## Data segment:

---

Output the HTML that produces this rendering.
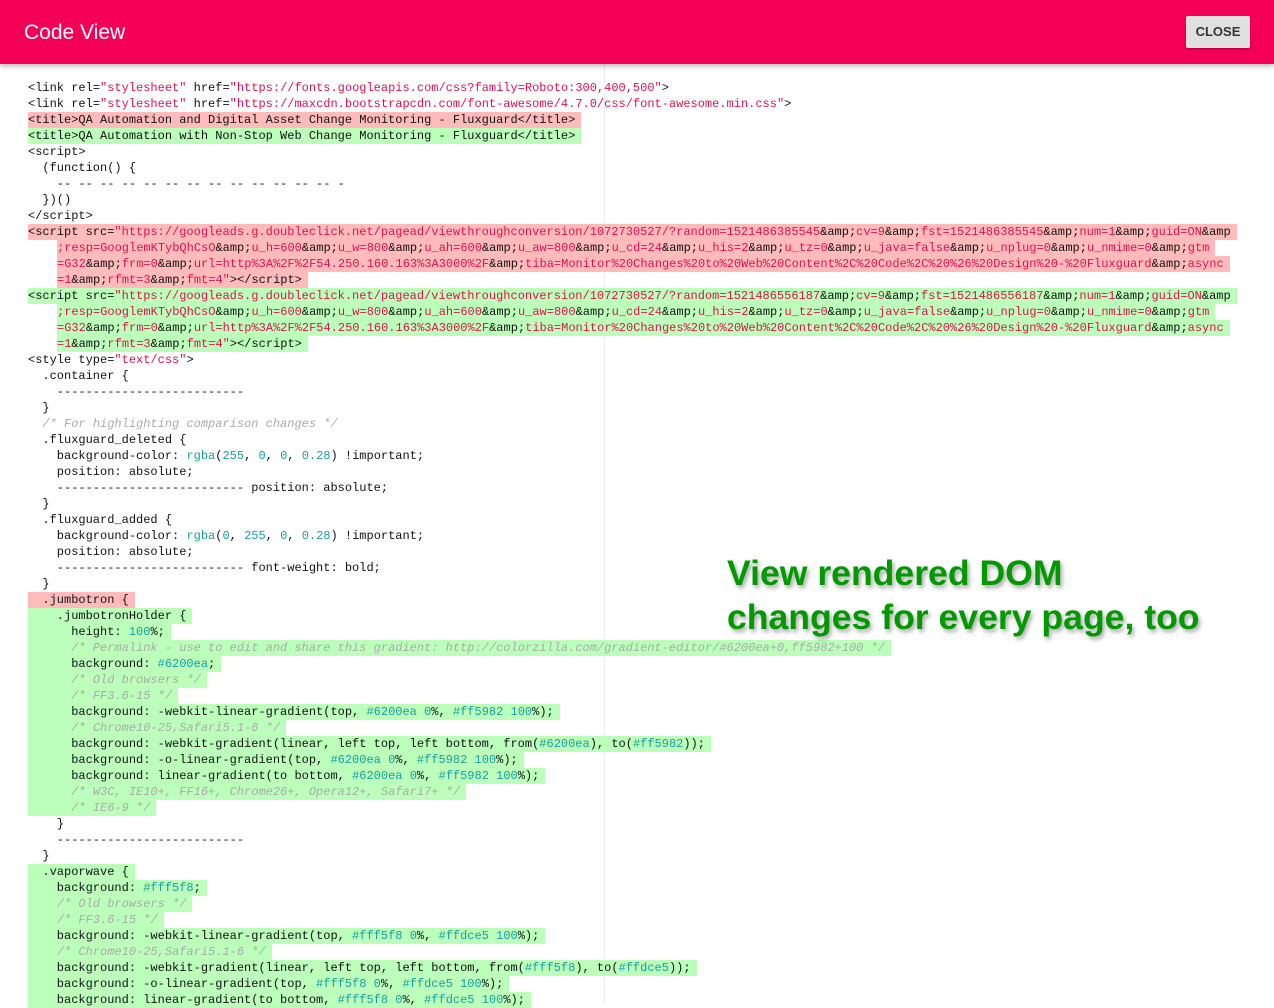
<!DOCTYPE html>
<html><head><meta charset="utf-8">
<style>
html,body{margin:0;padding:0;width:1274px;height:1003px;overflow:hidden;background:#fff;}
.hdr{position:absolute;left:0;top:0;width:1274px;height:64px;background:#f50057;box-shadow:0 2px 5px rgba(0,0,0,0.3);z-index:2;}
.hdr .t{position:absolute;left:24px;top:21px;font:500 21px "Liberation Sans",sans-serif;color:#fff;}
.btn{position:absolute;left:1186px;top:16px;width:64px;height:32px;background:#e0e0e0;border-radius:2px;box-shadow:0 1px 2px rgba(0,0,0,0.3);font:bold 13px "Liberation Sans",sans-serif;color:#333;text-align:center;line-height:32px;}
.vl{position:absolute;left:604px;top:64px;width:1px;height:939px;background:#ececec;}
.code{position:absolute;left:28px;top:80px;font-family:"Liberation Mono",monospace;font-size:12px;line-height:16px;color:#111;}
.l{height:16px;white-space:pre;}
.d,.a{display:inline-block;height:16px;padding-right:6px;vertical-align:top;}
.d{background:#ffbbbb;}
.a{background:#bbffbb;}
.ind{margin-left:29px;}
.s{color:#e0114f;}
.n{color:#16a0a0;}
.c{color:#aaa;font-style:italic;}
.big{position:absolute;left:727px;top:551px;font:bold 35.6px/44px "Liberation Sans",sans-serif;color:#009900;text-shadow:2px 3px 4px rgba(0,0,0,0.35);white-space:nowrap;}
</style></head><body>
<div class="hdr"><div class="t">Code View</div><div class="btn">CLOSE</div></div>
<div class="vl"></div>
<div class="code">
<div class="l">&lt;link rel=<span class="s">"stylesheet"</span> href=<span class="s">"https://fonts.googleapis.com/css?family=Roboto:300,400,500"</span>&gt;</div>
<div class="l">&lt;link rel=<span class="s">"stylesheet"</span> href=<span class="s">"https://maxcdn.bootstrapcdn.com/font-awesome/4.7.0/css/font-awesome.min.css"</span>&gt;</div>
<div class="l"><span class="d">&lt;title&gt;QA Automation and Digital Asset Change Monitoring - Fluxguard&lt;/title&gt;</span></div>
<div class="l"><span class="a">&lt;title&gt;QA Automation with Non-Stop Web Change Monitoring - Fluxguard&lt;/title&gt;</span></div>
<div class="l">&lt;script&gt;</div>
<div class="l">  (function() {</div>
<div class="l">    -- -- -- -- -- -- -- -- -- -- -- -- -- -</div>
<div class="l">  })()</div>
<div class="l">&lt;/script&gt;</div>
<div class="l"><span class="d">&lt;script src=<span class="s">"https://googleads.g.doubleclick.net/pagead/viewthroughconversion/1072730527/?random=1521486385545</span>&amp;amp;<span class="s">cv=9</span>&amp;amp;<span class="s">fst=1521486385545</span>&amp;amp;<span class="s">num=1</span>&amp;amp;<span class="s">guid=ON</span>&amp;amp</span></div>
<div class="l"><span class="d ind"><span class="s">;resp=GooglemKTybQhCsO</span>&amp;amp;<span class="s">u_h=600</span>&amp;amp;<span class="s">u_w=800</span>&amp;amp;<span class="s">u_ah=600</span>&amp;amp;<span class="s">u_aw=800</span>&amp;amp;<span class="s">u_cd=24</span>&amp;amp;<span class="s">u_his=2</span>&amp;amp;<span class="s">u_tz=0</span>&amp;amp;<span class="s">u_java=false</span>&amp;amp;<span class="s">u_nplug=0</span>&amp;amp;<span class="s">u_nmime=0</span>&amp;amp;<span class="s">gtm</span></span></div>
<div class="l"><span class="d ind"><span class="s">=G32</span>&amp;amp;<span class="s">frm=0</span>&amp;amp;<span class="s">url=http%3A%2F%2F54.250.160.163%3A3000%2F</span>&amp;amp;<span class="s">tiba=Monitor%20Changes%20to%20Web%20Content%2C%20Code%2C%20%26%20Design%20-%20Fluxguard</span>&amp;amp;<span class="s">async</span></span></div>
<div class="l"><span class="d ind"><span class="s">=1</span>&amp;amp;<span class="s">rfmt=3</span>&amp;amp;<span class="s">fmt=4"</span>&gt;&lt;/script&gt;</span></div>
<div class="l"><span class="a">&lt;script src=<span class="s">"https://googleads.g.doubleclick.net/pagead/viewthroughconversion/1072730527/?random=1521486556187</span>&amp;amp;<span class="s">cv=9</span>&amp;amp;<span class="s">fst=1521486556187</span>&amp;amp;<span class="s">num=1</span>&amp;amp;<span class="s">guid=ON</span>&amp;amp</span></div>
<div class="l"><span class="a ind"><span class="s">;resp=GooglemKTybQhCsO</span>&amp;amp;<span class="s">u_h=600</span>&amp;amp;<span class="s">u_w=800</span>&amp;amp;<span class="s">u_ah=600</span>&amp;amp;<span class="s">u_aw=800</span>&amp;amp;<span class="s">u_cd=24</span>&amp;amp;<span class="s">u_his=2</span>&amp;amp;<span class="s">u_tz=0</span>&amp;amp;<span class="s">u_java=false</span>&amp;amp;<span class="s">u_nplug=0</span>&amp;amp;<span class="s">u_nmime=0</span>&amp;amp;<span class="s">gtm</span></span></div>
<div class="l"><span class="a ind"><span class="s">=G32</span>&amp;amp;<span class="s">frm=0</span>&amp;amp;<span class="s">url=http%3A%2F%2F54.250.160.163%3A3000%2F</span>&amp;amp;<span class="s">tiba=Monitor%20Changes%20to%20Web%20Content%2C%20Code%2C%20%26%20Design%20-%20Fluxguard</span>&amp;amp;<span class="s">async</span></span></div>
<div class="l"><span class="a ind"><span class="s">=1</span>&amp;amp;<span class="s">rfmt=3</span>&amp;amp;<span class="s">fmt=4"</span>&gt;&lt;/script&gt;</span></div>
<div class="l">&lt;style type=<span class="s">"text/css"</span>&gt;</div>
<div class="l">  .container {</div>
<div class="l">    --------------------------</div>
<div class="l">  }</div>
<div class="l">  <span class="c">/* For highlighting comparison changes */</span></div>
<div class="l">  .fluxguard_deleted {</div>
<div class="l">    background-color: <span class="n">rgba</span>(<span class="n">255</span>, <span class="n">0</span>, <span class="n">0</span>, <span class="n">0.28</span>) !important;</div>
<div class="l">    position: absolute;</div>
<div class="l">    -------------------------- position: absolute;</div>
<div class="l">  }</div>
<div class="l">  .fluxguard_added {</div>
<div class="l">    background-color: <span class="n">rgba</span>(<span class="n">0</span>, <span class="n">255</span>, <span class="n">0</span>, <span class="n">0.28</span>) !important;</div>
<div class="l">    position: absolute;</div>
<div class="l">    -------------------------- font-weight: bold;</div>
<div class="l">  }</div>
<div class="l"><span class="d">  .jumbotron {</span></div>
<div class="l"><span class="a">    .jumbotronHolder {</span></div>
<div class="l"><span class="a">      height: <span class="n">100</span>%;</span></div>
<div class="l"><span class="a">      <span class="c">/* Permalink - use to edit and share this gradient: http://colorzilla.com/gradient-editor/#6200ea+0,ff5982+100 */</span></span></div>
<div class="l"><span class="a">      background: <span class="n">#6200ea</span>;</span></div>
<div class="l"><span class="a">      <span class="c">/* Old browsers */</span></span></div>
<div class="l"><span class="a">      <span class="c">/* FF3.6-15 */</span></span></div>
<div class="l"><span class="a">      background: -webkit-linear-gradient(top, <span class="n">#6200ea</span> <span class="n">0</span>%, <span class="n">#ff5982</span> <span class="n">100</span>%);</span></div>
<div class="l"><span class="a">      <span class="c">/* Chrome10-25,Safari5.1-6 */</span></span></div>
<div class="l"><span class="a">      background: -webkit-gradient(linear, left top, left bottom, from(<span class="n">#6200ea</span>), to(<span class="n">#ff5982</span>));</span></div>
<div class="l"><span class="a">      background: -o-linear-gradient(top, <span class="n">#6200ea</span> <span class="n">0</span>%, <span class="n">#ff5982</span> <span class="n">100</span>%);</span></div>
<div class="l"><span class="a">      background: linear-gradient(to bottom, <span class="n">#6200ea</span> <span class="n">0</span>%, <span class="n">#ff5982</span> <span class="n">100</span>%);</span></div>
<div class="l"><span class="a">      <span class="c">/* W3C, IE10+, FF16+, Chrome26+, Opera12+, Safari7+ */</span></span></div>
<div class="l"><span class="a">      <span class="c">/* IE6-9 */</span></span></div>
<div class="l">    }</div>
<div class="l">    --------------------------</div>
<div class="l">  }</div>
<div class="l"><span class="a">  .vaporwave {</span></div>
<div class="l"><span class="a">    background: <span class="n">#fff5f8</span>;</span></div>
<div class="l"><span class="a">    <span class="c">/* Old browsers */</span></span></div>
<div class="l"><span class="a">    <span class="c">/* FF3.6-15 */</span></span></div>
<div class="l"><span class="a">    background: -webkit-linear-gradient(top, <span class="n">#fff5f8</span> <span class="n">0</span>%, <span class="n">#ffdce5</span> <span class="n">100</span>%);</span></div>
<div class="l"><span class="a">    <span class="c">/* Chrome10-25,Safari5.1-6 */</span></span></div>
<div class="l"><span class="a">    background: -webkit-gradient(linear, left top, left bottom, from(<span class="n">#fff5f8</span>), to(<span class="n">#ffdce5</span>));</span></div>
<div class="l"><span class="a">    background: -o-linear-gradient(top, <span class="n">#fff5f8</span> <span class="n">0</span>%, <span class="n">#ffdce5</span> <span class="n">100</span>%);</span></div>
<div class="l"><span class="a">    background: linear-gradient(to bottom, <span class="n">#fff5f8</span> <span class="n">0</span>%, <span class="n">#ffdce5</span> <span class="n">100</span>%);</span></div>
</div>
<div class="big">View rendered DOM<br>changes for every page, too</div>
</body></html>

---

## Goal of the exercise:
Return every line above that contains the word "this".

## Response to the task:
Output the HTML that produces this rendering.
<div class="l"><span class="a">      <span class="c">/* Permalink - use to edit and share this gradient: http://colorzilla.com/gradient-editor/#6200ea+0,ff5982+100 */</span></span></div>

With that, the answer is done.